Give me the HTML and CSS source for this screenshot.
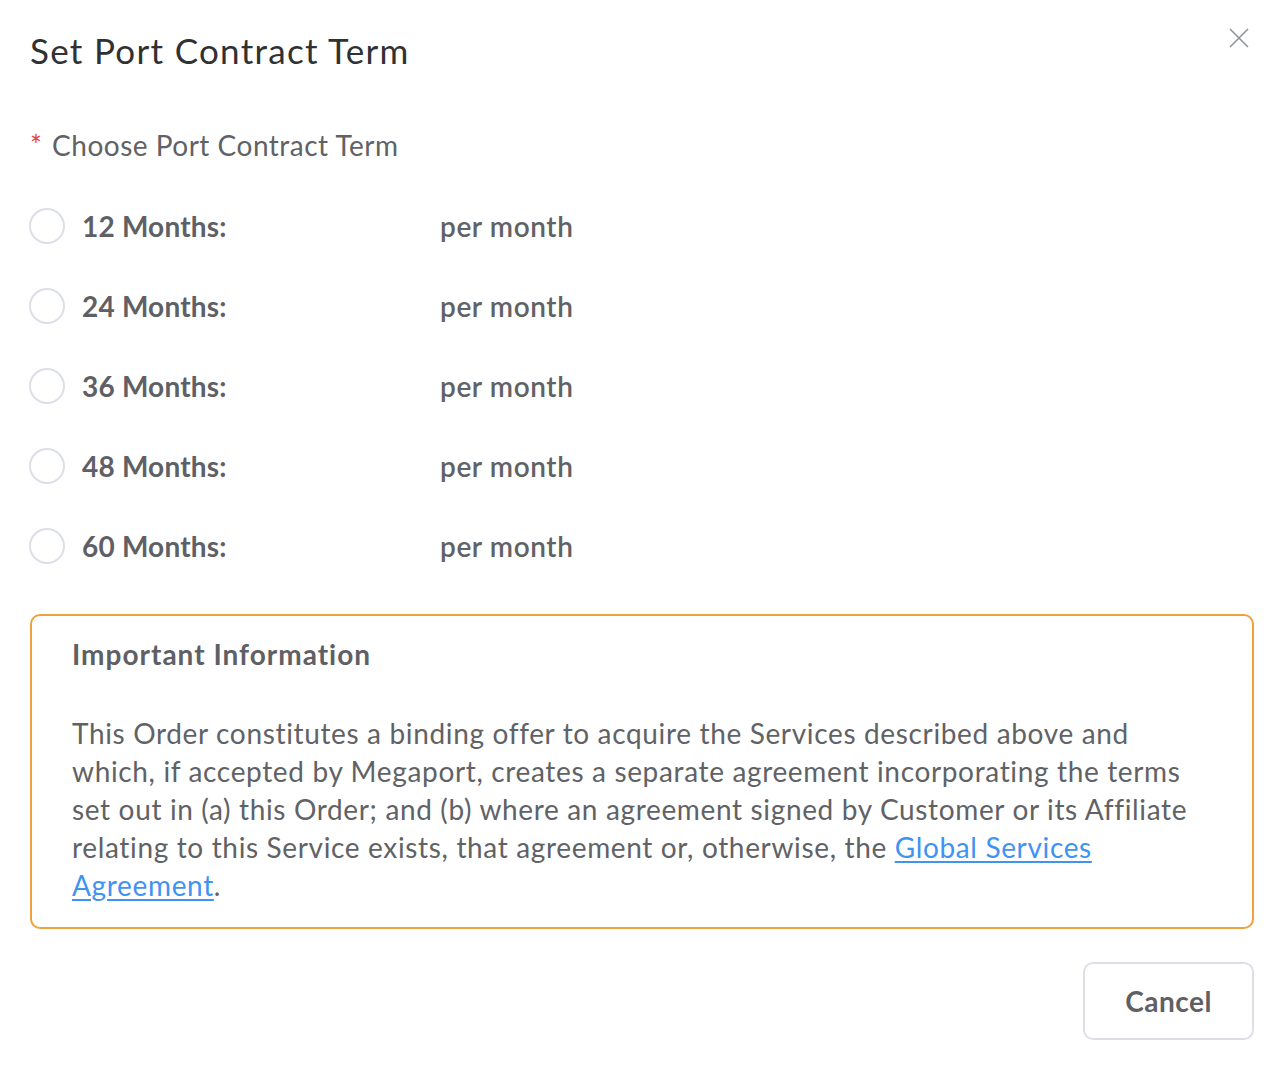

==

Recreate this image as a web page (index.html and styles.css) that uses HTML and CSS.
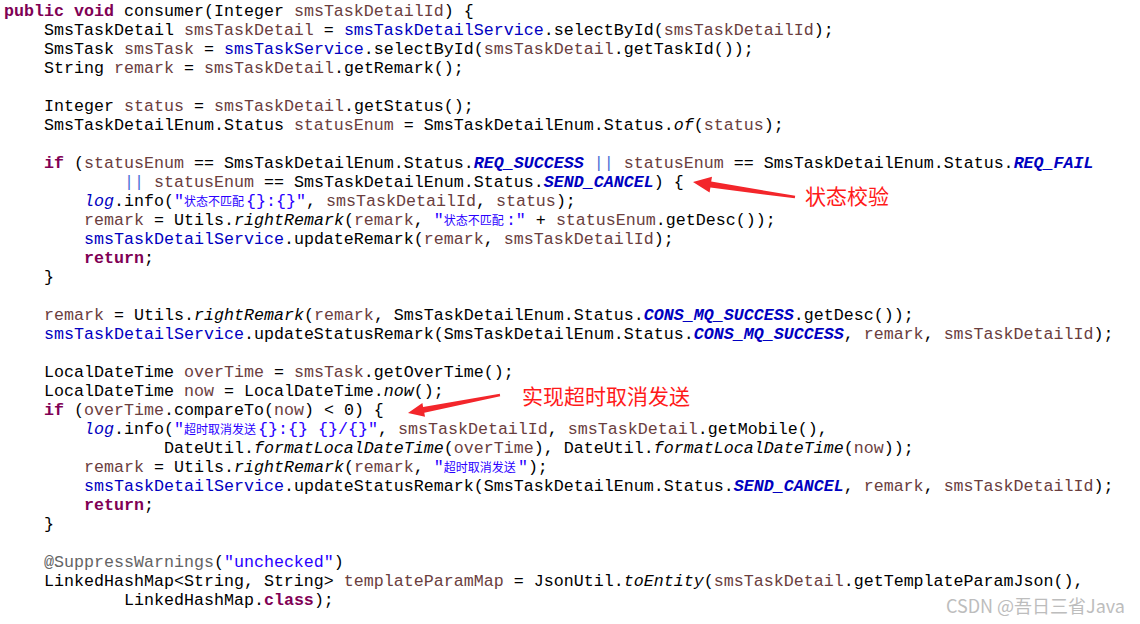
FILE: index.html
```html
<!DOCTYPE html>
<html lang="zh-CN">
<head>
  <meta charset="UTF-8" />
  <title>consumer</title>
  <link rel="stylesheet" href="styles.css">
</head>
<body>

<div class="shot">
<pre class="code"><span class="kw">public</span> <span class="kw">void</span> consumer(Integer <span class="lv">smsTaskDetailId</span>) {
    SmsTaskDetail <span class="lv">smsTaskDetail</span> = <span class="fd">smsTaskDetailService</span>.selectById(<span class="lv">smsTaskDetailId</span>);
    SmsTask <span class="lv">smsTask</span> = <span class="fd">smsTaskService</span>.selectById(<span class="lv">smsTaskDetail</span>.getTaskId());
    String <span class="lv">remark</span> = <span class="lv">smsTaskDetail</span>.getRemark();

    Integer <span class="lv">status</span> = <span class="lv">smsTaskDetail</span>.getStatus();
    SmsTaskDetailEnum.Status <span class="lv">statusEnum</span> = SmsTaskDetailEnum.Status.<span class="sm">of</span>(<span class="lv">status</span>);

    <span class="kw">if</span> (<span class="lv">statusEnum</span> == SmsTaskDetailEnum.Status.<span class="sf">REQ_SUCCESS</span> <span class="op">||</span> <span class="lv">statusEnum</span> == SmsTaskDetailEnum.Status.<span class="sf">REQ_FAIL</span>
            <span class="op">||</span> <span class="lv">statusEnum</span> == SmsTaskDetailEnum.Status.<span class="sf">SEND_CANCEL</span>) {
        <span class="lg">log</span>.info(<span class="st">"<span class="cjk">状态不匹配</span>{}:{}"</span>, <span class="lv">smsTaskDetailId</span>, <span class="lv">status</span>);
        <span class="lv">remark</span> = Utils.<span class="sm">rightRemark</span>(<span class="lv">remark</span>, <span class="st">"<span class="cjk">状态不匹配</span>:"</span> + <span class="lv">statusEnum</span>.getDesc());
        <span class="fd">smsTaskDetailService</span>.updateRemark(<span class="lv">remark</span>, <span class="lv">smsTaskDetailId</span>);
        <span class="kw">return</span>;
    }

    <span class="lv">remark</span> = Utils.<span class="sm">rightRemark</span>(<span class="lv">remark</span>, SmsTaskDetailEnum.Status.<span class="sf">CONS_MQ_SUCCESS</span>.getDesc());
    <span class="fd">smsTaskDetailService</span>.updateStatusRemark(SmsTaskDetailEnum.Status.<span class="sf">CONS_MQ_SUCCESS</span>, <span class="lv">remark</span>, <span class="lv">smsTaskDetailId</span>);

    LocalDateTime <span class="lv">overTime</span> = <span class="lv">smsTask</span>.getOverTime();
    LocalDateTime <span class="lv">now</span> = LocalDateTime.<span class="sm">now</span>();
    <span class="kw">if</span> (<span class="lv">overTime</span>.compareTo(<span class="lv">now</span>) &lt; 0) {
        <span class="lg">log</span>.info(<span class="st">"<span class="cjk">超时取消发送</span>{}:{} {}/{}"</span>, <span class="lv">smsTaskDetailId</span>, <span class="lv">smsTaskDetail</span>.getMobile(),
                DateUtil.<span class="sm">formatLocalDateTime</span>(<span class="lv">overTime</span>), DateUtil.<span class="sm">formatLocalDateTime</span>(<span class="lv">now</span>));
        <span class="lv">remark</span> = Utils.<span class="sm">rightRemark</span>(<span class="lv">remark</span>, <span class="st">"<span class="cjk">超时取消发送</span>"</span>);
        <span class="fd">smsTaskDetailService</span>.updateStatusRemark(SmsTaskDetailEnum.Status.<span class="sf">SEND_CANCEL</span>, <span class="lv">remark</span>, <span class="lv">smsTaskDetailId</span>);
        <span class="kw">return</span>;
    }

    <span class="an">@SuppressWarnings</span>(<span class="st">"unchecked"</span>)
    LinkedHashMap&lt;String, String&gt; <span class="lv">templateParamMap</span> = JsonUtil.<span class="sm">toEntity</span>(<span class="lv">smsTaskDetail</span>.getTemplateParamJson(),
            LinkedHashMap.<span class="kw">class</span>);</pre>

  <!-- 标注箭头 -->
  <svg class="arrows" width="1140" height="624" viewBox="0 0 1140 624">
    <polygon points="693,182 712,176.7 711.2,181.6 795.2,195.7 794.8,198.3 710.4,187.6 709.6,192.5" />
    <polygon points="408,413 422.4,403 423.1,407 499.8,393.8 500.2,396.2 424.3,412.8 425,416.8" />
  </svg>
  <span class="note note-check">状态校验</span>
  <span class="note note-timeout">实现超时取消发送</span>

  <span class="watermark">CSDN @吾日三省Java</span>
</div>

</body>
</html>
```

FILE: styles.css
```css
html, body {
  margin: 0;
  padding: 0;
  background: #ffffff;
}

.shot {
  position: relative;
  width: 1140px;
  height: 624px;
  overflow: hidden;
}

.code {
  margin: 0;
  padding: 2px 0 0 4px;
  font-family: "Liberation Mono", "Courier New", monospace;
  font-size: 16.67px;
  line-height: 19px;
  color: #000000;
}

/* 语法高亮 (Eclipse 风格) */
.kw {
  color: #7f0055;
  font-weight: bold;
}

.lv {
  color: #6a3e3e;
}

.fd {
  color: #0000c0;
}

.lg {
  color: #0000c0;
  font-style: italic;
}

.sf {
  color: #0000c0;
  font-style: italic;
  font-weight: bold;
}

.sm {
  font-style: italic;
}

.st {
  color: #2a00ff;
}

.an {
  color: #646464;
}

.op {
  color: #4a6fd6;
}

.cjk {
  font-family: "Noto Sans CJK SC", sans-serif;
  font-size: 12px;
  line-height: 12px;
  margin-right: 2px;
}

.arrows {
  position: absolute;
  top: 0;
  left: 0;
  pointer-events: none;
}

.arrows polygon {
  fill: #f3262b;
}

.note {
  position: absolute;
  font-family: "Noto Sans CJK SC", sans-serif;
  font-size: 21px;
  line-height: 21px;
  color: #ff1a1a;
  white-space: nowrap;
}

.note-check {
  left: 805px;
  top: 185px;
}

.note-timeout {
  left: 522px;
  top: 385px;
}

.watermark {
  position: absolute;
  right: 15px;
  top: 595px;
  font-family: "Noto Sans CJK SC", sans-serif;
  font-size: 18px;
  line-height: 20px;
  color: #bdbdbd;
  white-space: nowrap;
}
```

WHAT TO WORK ON
Find every line in the records above that contains the word "index", and copy each one.

OUTPUT OF THE TASK
Recreate this image as a web page (index.html and styles.css) that uses HTML and CSS.
FILE: index.html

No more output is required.